The Cybersecurity & Infrastructure Security Agency (“CISA”) and the National Cybersecurity Alliance (“NCA”) co-lead Cybersecurity Awareness Month to create resources for organizations to manage and maintain online safety. Following the NCA’s risk management practices will help your company maintain policies and procedures that identify, manage, and avoid cyber intrusions. The National Institute of Standards and Technology’s Cybersecurity Framework additionally provides a methodology to support your company’s cybersecurity efforts. These resources can help your company defend against and recover from cybersecurity incidents and remain proactive about compliance with federal securities law changes.

This year, the NCA focuses on four risk management practices: multi-factor authentication; strong passwords and password managers; software updates; and recognizing and reporting phishing.
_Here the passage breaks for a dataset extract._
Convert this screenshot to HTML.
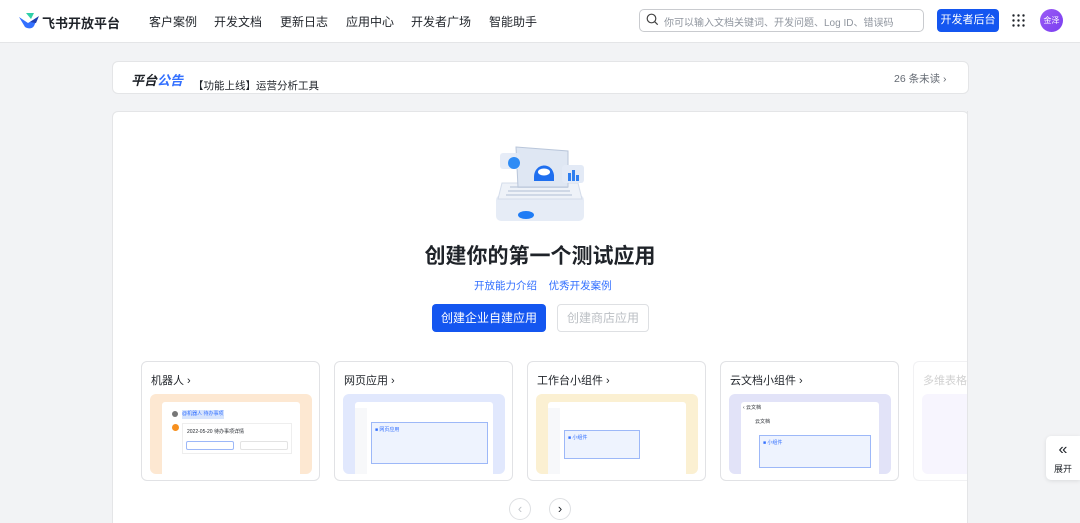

Below are brief descriptions of how your business can incorporate these risk management practices into your company’s business strategy.

  • Two-step Verification: Most companies refer to this verification as multi-factor authentication (“MFA”). MFA requires one additional step, such as a PIN, security question, or biometric, to gain access to a company account. MFA is typically used for accounts that possess financial or personal information. However, the NCA recommends companies use MFA on all accounts. Increase your security measures to protect your accounts and add a MFA process.
  • Strong Passwords and Password Managers: The NCA recommends companies use long, uncommon, and complex passwords to defend against unauthorized access and data breaches. Because it is difficult for users and companies to manage multiple, complex passwords, companies should use password managers to store all passwords in one safe, encrypted place for their users. Keep your accounts more secure and implement password managers.
  • Software Updates: Companies should implement software updates often. Software updates will provide additional security against cyber-criminals. The NCA states that companies should only download software updates directly from the source to avoid malware, fake update alerts, and other cybersecurity concerns. Continue to keep your accounts secure with legitimate and automatic software updates.
  • Recognizing and Reporting Phishing: Cyber-criminals use fake emails to trick companies into sharing private information or installing malware on the company’s devices. Your company should provide account users with tips to identify phishing emails and establish an immediate reporting procedure with your IT department. The NCA explains how to recognize phishing, block a sender, and report phishing on different email platforms.

Incorporating these risk management practices into your business strategy will align your business with the government’s proposed best security practices. Most importantly, your company can strengthen its defenses against data breaches and hackers.